> **THE TASK**
In the listing that follows, retype every line from the first through the one containing "import React from 'react';". Pictures are to be left out.

--- Begin EXTRACTED ENTRIES ---

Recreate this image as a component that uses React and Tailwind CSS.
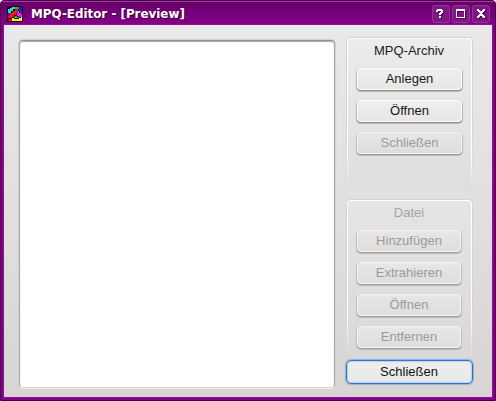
import React from 'react';

function AppIcon() {
  return (
    <svg width="16" height="16" viewBox="0 0 16 16" shapeRendering="crispEdges" className="shrink-0">
      <rect width="16" height="16" fill="#1c0018" />
      <path d="M1 3h2V2h2V1h3v2H6v2H4v2H1z" fill="#2ad9dc" />
      <path d="M8 1h4v2H8z" fill="#10c030" />
      <path d="M13 1h2v6h-2V5h-1V3h1z" fill="#1b20e6" />
      <path d="M6 5h2V3h3v2h-1v2H9v2H7v2H5v1H1v-2h1V9h1V7h2V6h1z" fill="#f0141c" />
      <path d="M11 5h1v2h2v1h1v3h-3v-1h-2V6h1z" fill="#f51be9" />
      <path d="M1 7h2v2H1z" fill="#1b20e6" />
      <path d="M7 11h1v-1h2v1h2v1H7z" fill="#10c848" />
      <path d="M1 13h4v2H1z" fill="#c41024" />
      <path d="M5 12h2v1h5v-1h2v3H5z" fill="#fff21c" />
      <path d="M14 11h1v4h-1z" fill="#fff" />
    </svg>
  );
}

function TitleButton({ children }) {
  return (
    <div className="flex h-[18px] w-[18px] items-center justify-center rounded-[3px] border border-[#93359a] bg-[#7f1684]">
      <svg width="16" height="16" viewBox="0 0 16 16" fill="#fff" shapeRendering="crispEdges" className="drop-shadow-[1px_1px_0px_#4d0050]">
        {children}
      </svg>
    </div>
  );
}

function Button({ children, disabled }) {
  const look = disabled
    ? 'border-[#f6f5f5] from-[#e8e7e6] to-[#dfdedd] text-[#9b9a99] shadow-[0_1px_0px_0px_#9c9b9a,0_1px_1px_1px_#bcbbba]'
    : 'border-[#fcfcfc] from-[#f0efef] to-[#e7e6e5] text-[#171717] shadow-[0_1px_0px_0px_#908f8e,0_1px_1px_1px_#b6b5b4]';
  return (
    <button disabled={disabled} className={'block h-[22px] w-full rounded-[4px] border bg-linear-to-b p-0 text-center text-[13px] leading-5 ' + look}>
      {children}
    </button>
  );
}

function Group({ title, disabled, children }) {
  return (
    <section className="h-[155px] w-[127px] rounded-t-[5px] bg-linear-to-b from-[#d4d3d3] from-50% to-transparent px-px pt-px">
      <div className="h-full rounded-t-[4px] bg-linear-to-b from-white via-white via-75% to-[#dedddc] px-px pt-px">
        <div className={'h-full rounded-t-[3px] bg-linear-to-b pt-1 ' + (disabled ? 'from-[#e6e5e5] to-[#dad9d8] pl-[9px] pr-[10px]' : 'from-[#ececec] to-[#dfdedd] px-[9px]')}>
          <h2 className={'h-[25px] text-center text-[13px] leading-4 ' + (disabled ? 'text-[#a3a2a1]' : 'pr-px text-[#222]')}>{title}</h2>
          <div className="flex flex-col gap-[10px]">{children}</div>
        </div>
      </div>
    </section>
  );
}

export default function App() {
  return (
    <div className="flex h-[401px] w-[496px] flex-col overflow-hidden rounded-t-[4px] border border-[#430044] bg-[#85008a] font-['Liberation_Sans',Arial,sans-serif]">
      <header className="flex h-6 shrink-0 items-center border-t border-[#a438a6] bg-linear-to-b from-[#670069] to-[#86008a] pl-[6px] pr-[5px] pt-px">
        <AppIcon />
        <h1 className="ml-[8px] flex-1 whitespace-nowrap font-['DejaVu_Sans',sans-serif] text-[11.9px] font-bold leading-5 text-white [text-shadow:1px_1px_1px_#3b003e]">MPQ-Editor - [Preview]</h1>
        <div className="flex gap-[2px]">
          <TitleButton>
            <path d="M4 3h5v1h1v3H9v1H8v1H6V7h1V6h1V5H5v1H3V4h1zM6 10h2v2H6z" />
          </TitleButton>
          <TitleButton>
            <path fillRule="evenodd" d="M3 3h9v9H3zM4 5v6h7V5z" />
          </TitleButton>
          <TitleButton>
            <path d="M4 3h2v1h1v1h2V4h1V3h2v2h-1v1h-1v1H9v1h1v1h1v1h1v2h-2v-1H9v-1H7v1H6v1H4v-2h1V9h1V8h1V7H6V6H5V5H4z" />
          </TitleButton>
        </div>
      </header>
      <main className="mx-[3px] mb-[3px] flex min-h-0 flex-1 bg-linear-to-b from-[#e9e9e9] to-[#d7d6d5] pl-[15px] pt-3 outline outline-[#8f0f92]">
        <div className="mt-[3px] h-[348px] w-[316px] rounded-[4px] border border-b-[#d6d5d4] border-l-[#aaa9a8] border-r-[#aaa9a8] border-t-[#929190] bg-white shadow-[inset_0_1px_1px_#aaa,0_1px_0_#eee,0_0_1px_1px_#d1d0cf]" />
        <div className="ml-[11px] flex w-[127px] flex-col">
          <Group title="MPQ-Archiv">
            <Button>Anlegen</Button>
            <Button>Öffnen</Button>
            <Button disabled>Schließen</Button>
          </Group>
          <div className="mt-[7px]">
            <Group title="Datei" disabled>
              <Button disabled>Hinzufügen</Button>
              <Button disabled>Extrahieren</Button>
              <Button disabled>Öffnen</Button>
              <Button disabled>Entfernen</Button>
            </Group>
          </div>
          <button className="mt-[6px] block h-[24px] w-full rounded-[5px] border border-[#2f76cb] bg-linear-to-b from-[#eeeded] to-[#eae9e9] p-0 pr-px text-center text-[13px] leading-5 text-[#111] shadow-[0_0_1px_1px_#8fb0d8,inset_0_0_1px_1px_#bcd0e8]">Schließen</button>
        </div>
      </main>
    </div>
  );
}
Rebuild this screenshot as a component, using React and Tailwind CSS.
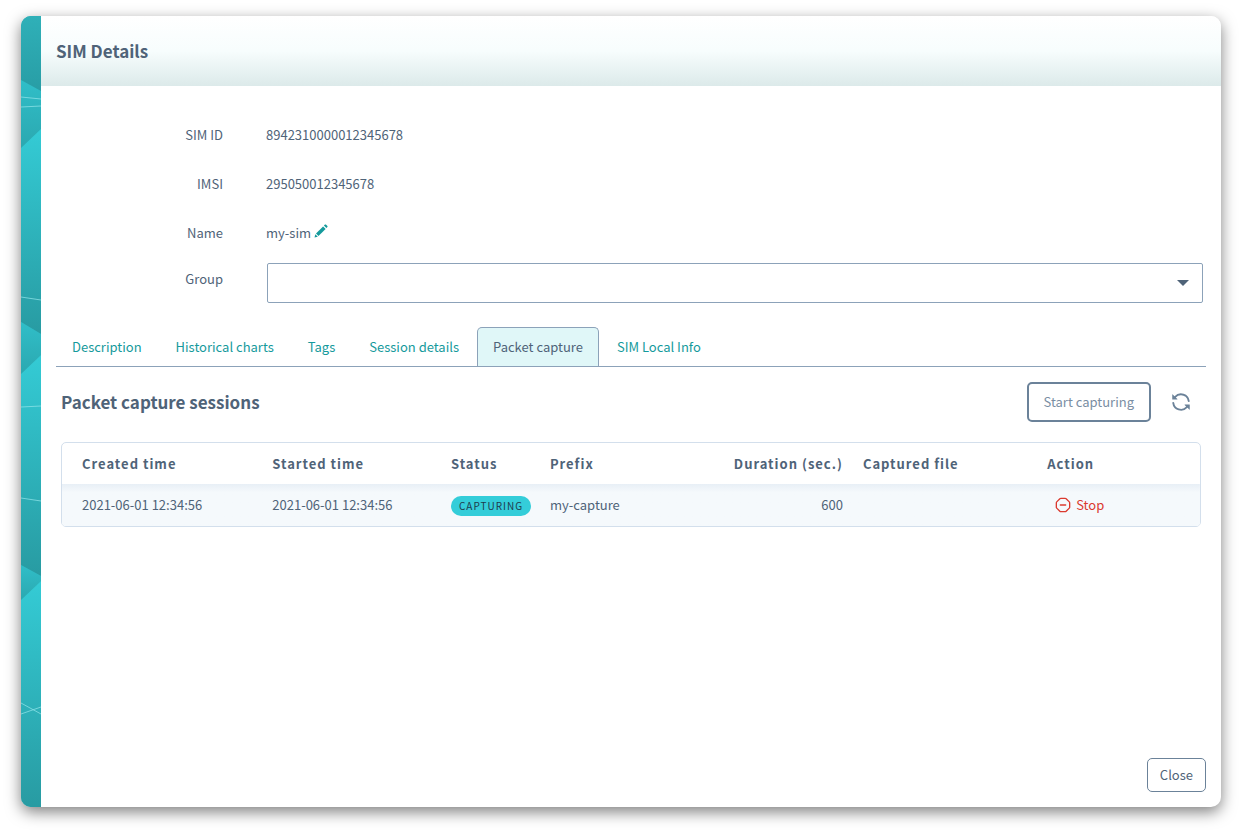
import { OctagonMinus } from "lucide-react";

const tabs = [
    "Description",
    "Historical charts",
    "Tags",
    "Session details",
    "Packet capture",
    "SIM Local Info",
];

const sessions = [
    {
        created: "2021-06-01 12:34:56",
        started: "2021-06-01 12:34:56",
        status: "CAPTURING",
        prefix: "my-capture",
        duration: 600,
        file: "",
    },
];

// Decorative faceted strip on the left edge of the dialog
function SideStrip() {
    return (
        <div className="w-5 shrink-0 bg-[#2ba8b0]">
            <svg className="block h-full w-5" viewBox="0 0 20 791" preserveAspectRatio="none" aria-hidden="true">
                <defs>
                    <linearGradient id="top" x1="0" y1="0" x2="0" y2="1">
                        <stop offset="0" stopColor="#2fb0b8" />
                        <stop offset="1" stopColor="#289da5" />
                    </linearGradient>
                    <linearGradient id="mid" x1="0" y1="0" x2="0" y2="1">
                        <stop offset="0" stopColor="#30bec8" />
                        <stop offset="1" stopColor="#2ba8b0" />
                    </linearGradient>
                    <linearGradient id="bright" x1="0" y1="0" x2="0" y2="1">
                        <stop offset="0" stopColor="#34cbd5" />
                        <stop offset="1" stopColor="#289ba2" />
                    </linearGradient>
                </defs>
                <path d="M0 0H20V76H0Z" fill="url(#top)" />
                <path d="M0 64L20 75V114L0 132Z" fill="url(#mid)" />
                <path d="M0 132L20 113V318L0 306Z" fill="url(#bright)" />
                <path d="M0 306L20 318V339L0 358Z" fill="url(#mid)" />
                <path d="M0 358L20 339V560L0 549Z" fill="url(#bright)" />
                <path d="M0 549L20 560V565L0 584Z" fill="url(#mid)" />
                <path d="M0 584L20 565V791H0Z" fill="url(#bright)" />
                <g stroke="#8fe3e8" strokeOpacity="0.75" fill="none">
                    <path d="M0 81L20 83M0 91L20 90" />
                    <path d="M0 281L20 284M0 391L20 390" />
                    <path d="M0 482L20 485" />
                    <path d="M0 687L20 698M0 698L20 691" />
                </g>
            </svg>
        </div>
    );
}

function PencilIcon() {
    return (
        <svg className="h-3.5 w-3.5" viewBox="0 0 14 14" fill="#159a9c" aria-hidden="true">
            <path d="M0.5 13.5L1.3 10.2L3.8 12.7Z" />
            <path d="M2 9.5L9.1 2.4L11.6 4.9L4.5 12Z" />
            <path d="M9.9 1.6L11 0.6Q11.4 0.2 11.9 0.6L13.4 2.1Q13.8 2.6 13.4 3.1L12.4 4.1Z" />
        </svg>
    );
}

function SyncIcon() {
    return (
        <svg className="h-5 w-5" viewBox="0 0 16 16" fill="currentColor" aria-hidden="true">
            <path d="M1.705 8.005a.75.75 0 0 1 .834.656 5.5 5.5 0 0 0 9.592 2.97l-1.204-1.204a.25.25 0 0 1 .177-.427h3.646a.25.25 0 0 1 .25.25v3.646a.25.25 0 0 1-.427.177l-1.38-1.38A7.002 7.002 0 0 1 1.05 8.84a.75.75 0 0 1 .656-.834ZM8 2.5a5.487 5.487 0 0 0-4.131 1.869l1.204 1.204A.25.25 0 0 1 4.896 6H1.25A.25.25 0 0 1 1 5.75V2.104a.25.25 0 0 1 .427-.177l1.38 1.38A7.002 7.002 0 0 1 14.95 7.16a.75.75 0 0 1-1.49.178A5.5 5.5 0 0 0 8 2.5Z" />
        </svg>
    );
}

function FormRow({ label, children }) {
    return (
        <div className="flex h-[49px] items-center">
            <span className="w-[167px] shrink-0 text-right">{label}</span>
            <div className="ml-[43px] flex items-center gap-[3px]">{children}</div>
        </div>
    );
}

export default function App() {
    return (
        <div className="flex min-h-screen bg-white px-[21px] pt-4 pb-[26px] font-['Noto_Sans_CJK_JP',sans-serif] text-[13px] leading-5 text-[#4f6378]">
            <div
                role="dialog"
                aria-labelledby="dialog-title"
                className="flex flex-1 overflow-hidden rounded-[10px] bg-white shadow-[0_5px_15px_rgba(0,0,0,0.5)]"
            >
                <SideStrip />

                <div className="flex min-w-0 flex-1 flex-col">
                    <header className="flex h-[70px] items-center bg-linear-to-b from-white via-[#f7fdfd] to-[#dceaea] px-[15px]">
                        <h1 id="dialog-title" className="text-[17px] leading-6 font-bold">SIM Details</h1>
                    </header>

                    <div className="flex flex-1 flex-col p-[15px] pt-6">
                        {/* SIM summary */}
                        <FormRow label="SIM ID">8942310000012345678</FormRow>
                        <FormRow label="IMSI">295050012345678</FormRow>
                        <FormRow label="Name">
                            my-sim
                            <button type="button" aria-label="Edit name" className="mb-1">
                                <PencilIcon />
                            </button>
                        </FormRow>
                        <div className="mt-1.5 flex">
                            <label htmlFor="group" className="w-[167px] shrink-0 pt-1.5 text-right">Group</label>
                            <div className="relative mr-[3px] ml-11 flex-1">
                                <select
                                    id="group"
                                    className="block h-10 w-full appearance-none rounded-xs border border-[#8ca2b9] bg-white px-3"
                                >
                                    <option value=""></option>
                                </select>
                                <svg
                                    className="pointer-events-none absolute top-[17px] right-3.5 h-1.5 w-3"
                                    viewBox="0 0 12 6"
                                    fill="#4f6378"
                                    aria-hidden="true"
                                >
                                    <path d="M0 0H12L6 6Z" />
                                </svg>
                            </div>
                        </div>

                        {/* Tabs */}
                        <nav className="mt-6 flex gap-0.5 border-b border-[#8ca2b9]">
                            {tabs.map((tab) => (
                                <a
                                    key={tab}
                                    href="#"
                                    className={
                                        tab === "Packet capture"
                                            ? "rounded-t-[5px] border border-b-0 border-[#8ca2b9] bg-[#e0f7f8] px-[15px] py-[9px]"
                                            : "border border-b-0 border-transparent px-[15px] py-[9px] text-[#159a9c]"
                                    }
                                >
                                    {tab}
                                </a>
                            ))}
                        </nav>

                        {/* Capture sessions */}
                        <section className="px-[5px] pt-[15px]">
                            <div className="flex items-center">
                                <h2 className="flex-1 text-[17px] leading-6 font-bold">Packet capture sessions</h2>
                                <button
                                    type="button"
                                    className="h-10 rounded-[5px] border-2 border-[#6b8299] px-[15px] text-[#7a8ea3]"
                                >
                                    Start capturing
                                </button>
                                <button type="button" aria-label="Refresh" className="mr-2.5 ml-5 text-[#6b8299]">
                                    <SyncIcon />
                                </button>
                            </div>

                            <div className="mt-5 overflow-hidden rounded-[5px] border border-[#d3dfec]">
                                <table className="w-full table-fixed text-left">
                                    <thead>
                                        <tr className="h-[41px] tracking-[1px]">
                                            <th className="w-[17.6%] pr-2.5 pl-5">Created time</th>
                                            <th className="w-[15.7%] px-2.5">Started time</th>
                                            <th className="w-[8.7%] px-2.5">Status</th>
                                            <th className="w-[15%] px-2.5">Prefix</th>
                                            <th className="w-[12.5%] px-2.5 text-right whitespace-nowrap">Duration (sec.)</th>
                                            <th className="w-[16.2%] px-2.5">Captured file</th>
                                            <th className="px-2.5">Action</th>
                                        </tr>
                                    </thead>
                                    <tbody>
                                        {sessions.map((session) => (
                                            <tr
                                                key={session.created}
                                                className="h-[42px] bg-[#f5f9fc] bg-linear-to-b from-[#e8eff6] to-[#f5f9fc] to-20%"
                                            >
                                                <td className="pr-2.5 pl-5">{session.created}</td>
                                                <td className="px-2.5">{session.started}</td>
                                                <td className="px-2.5">
                                                    <span className="inline-block rounded-full bg-[#34cdd9] px-2 align-middle text-[10px] tracking-[1px] text-[#1f3b4d]">
                                                        {session.status}
                                                    </span>
                                                </td>
                                                <td className="px-2.5">{session.prefix}</td>
                                                <td className="px-2.5 text-right">{session.duration}</td>
                                                <td className="px-2.5">{session.file}</td>
                                                <td className="px-2.5">
                                                    <button type="button" className="ml-2 flex items-center gap-[5px] text-[#db3a2f]">
                                                        <OctagonMinus size={16} />
                                                        Stop
                                                    </button>
                                                </td>
                                            </tr>
                                        ))}
                                    </tbody>
                                </table>
                            </div>
                        </section>

                        <footer className="mt-auto flex justify-end">
                            <button type="button" className="h-[34px] rounded-[5px] border border-[#6b8299] px-3">
                                Close
                            </button>
                        </footer>
                    </div>
                </div>
            </div>
        </div>
    );
}
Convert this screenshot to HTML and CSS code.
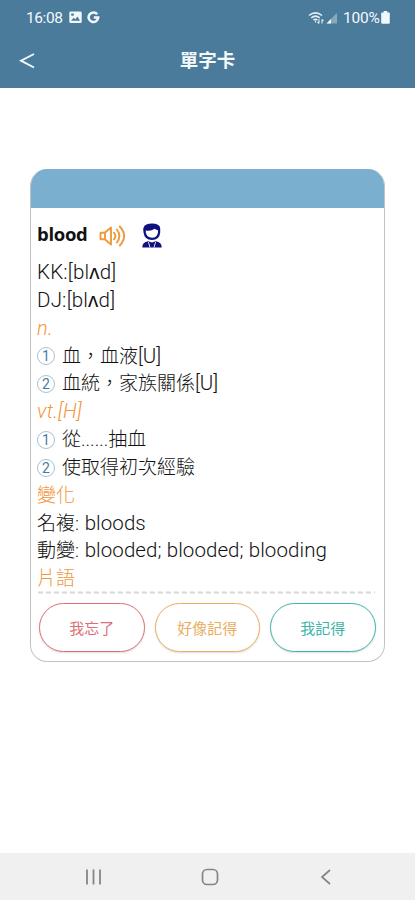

--- End EXTRACTED ENTRIES ---

> **WRITTEN REPLY**
Recreate this image as a component that uses React and Tailwind CSS.
import React from 'react';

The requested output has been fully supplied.